A natureza e a liberdade - muito verde e a amplidão - sempre se mostraram em Jacarepaguá. Chácaras antigas, imensas, foram cedendo suas terras, aos poucos retalhadas em nome da urbanização. Era lá, talvez, que ficava o maior paraíso de quintais. Neles, a delícia celestial das frutas.
Foto de J.Carino
Lembro-me muito das jaqueiras, árvores imensas, de troncos fortes e galhos compridos que ofertavam a generosidade da sombra. Do chão coalhado de folhas, caídas no capim úmido até receber a visita do sol, era olhar para cima, usar a intuição quase infalível das crianças e escolher a jaca ambicionada. Depois, com a invejável destreza da meninice, encarapitar-se lá em cima e futucar a fruta mais madura até que caísse, se abrisse e oferecesse à nossa gulodice a doçura daquelas delícias amarelinhas.

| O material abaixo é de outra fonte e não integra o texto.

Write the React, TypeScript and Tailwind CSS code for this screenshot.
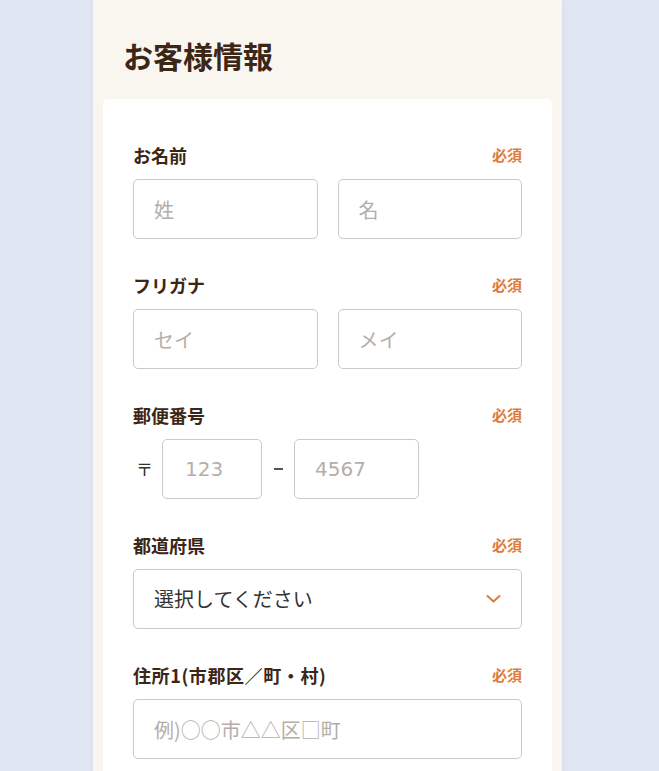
import React from "react";

const font = { fontFamily: '"Noto Sans CJK JP", "Noto Sans", sans-serif' };
const digitFont = { fontFamily: '"DejaVu Sans", "Noto Sans CJK JP", sans-serif' };

function Label({ text, wide = false }: { text: string; wide?: boolean }) {
  return (
    <div className="flex items-center justify-between h-[24px] mb-[12px]">
      <span
        className={
          "text-[18px] font-bold text-[#3c2616] leading-[24px] " + (wide ? "tracking-[0.6px]" : "")
        }
      >
        {text}
      </span>
      <span className="text-[15px] font-bold text-[#e07a38] leading-[24px]">必須</span>
    </div>
  );
}

function Field({
  placeholder,
  className = "",
  digits = false,
}: {
  placeholder: string;
  className?: string;
  digits?: boolean;
}) {
  return (
    <input
      type="text"
      placeholder={placeholder}
      className={
        "h-[60px] rounded-[5px] border border-[#cacaca] bg-white px-[20px] text-[20px] text-[#333] placeholder:text-[#b5aea8] outline-none " +
        className
      }
      style={digits ? digitFont : font}
    />
  );
}

export default function App() {
  return (
    <div className="min-h-screen bg-[#e0e6f3] pl-[93px]" style={font}>
      <div className="w-[469px] min-h-screen bg-[#f9f6ef] shadow-[0_0_6px_rgba(0,0,0,0.06)] px-[10px] pt-[34px]">
        <h1 className="pl-[20px] text-[30px] font-bold leading-[42px] text-[#3c2616]">お客様情報</h1>
        <div className="mt-[23px] rounded-[5px] bg-white px-[30px] pt-[44px] pb-[34px] flex flex-col gap-[34px]">
          <div>
            <Label text="お名前" />
            <div className="grid grid-cols-2 gap-[20px]">
              <Field placeholder="姓" className="w-full" />
              <Field placeholder="名" className="w-full" />
            </div>
          </div>
          <div>
            <Label text="フリガナ" />
            <div className="grid grid-cols-2 gap-[20px]">
              <Field placeholder="セイ" className="w-full" />
              <Field placeholder="メイ" className="w-full" />
            </div>
          </div>
          <div>
            <Label text="郵便番号" />
            <div className="flex items-center">
              <span className="w-[29px] pl-[3px] text-[17px] text-[#333]">〒</span>
              <Field placeholder="123" className="w-[100px] px-[22px]" digits />
              <span className="w-[32px] flex justify-center">
                <span className="block w-[9px] h-[1.5px] bg-[#555]" />
              </span>
              <Field placeholder="4567" className="w-[125px]" digits />
            </div>
          </div>
          <div>
            <Label text="都道府県" />
            <div className="relative h-[60px] rounded-[5px] border border-[#cacaca] bg-white flex items-center px-[20px]">
              <span className="text-[20px] text-[#333]">選択してください</span>
              <svg
                className="absolute right-[20px] top-1/2 -translate-y-1/2"
                width="15"
                height="9"
                viewBox="0 0 15 9"
                fill="none"
              >
                <path d="M1.5 1.5 L7.5 7 L13.5 1.5" stroke="#e07a38" strokeWidth="2" strokeLinecap="round" strokeLinejoin="round" />
              </svg>
            </div>
          </div>
          <div>
            <Label text="住所1(市郡区／町・村)" wide />
            <Field placeholder="例)○○市△△区□町" className="w-full" />
          </div>
        </div>
      </div>
    </div>
  );
}
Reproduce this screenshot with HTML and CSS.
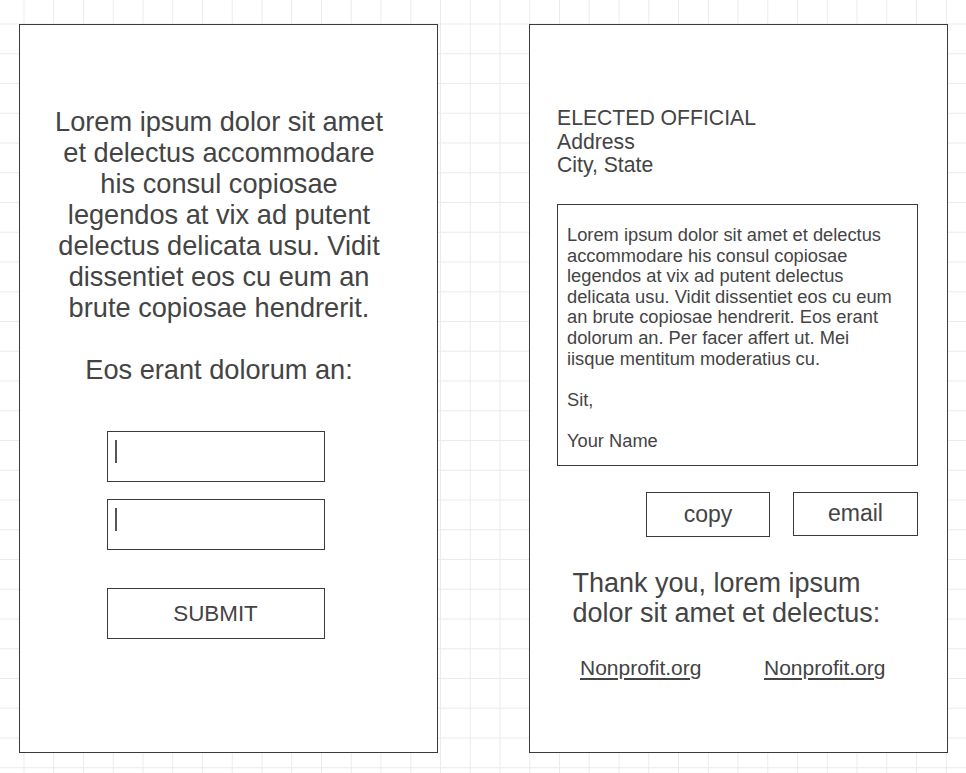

O Jacarepaguá de hoje é um bairro que está ali pertinho, juntando-se ao Grajaú por aqui e à Barra por lá. As casas sobrevivem dentro de condomínios bonitos, onde a classe média habita olhando os morros para onde subiram os pobres, tangidos pela necessidade.
A cidade moderna chegou a Jacarepaguá, mas não matou desse bairro lindo e amigo o espírito que saboreia as frutas e passeia nos quintais.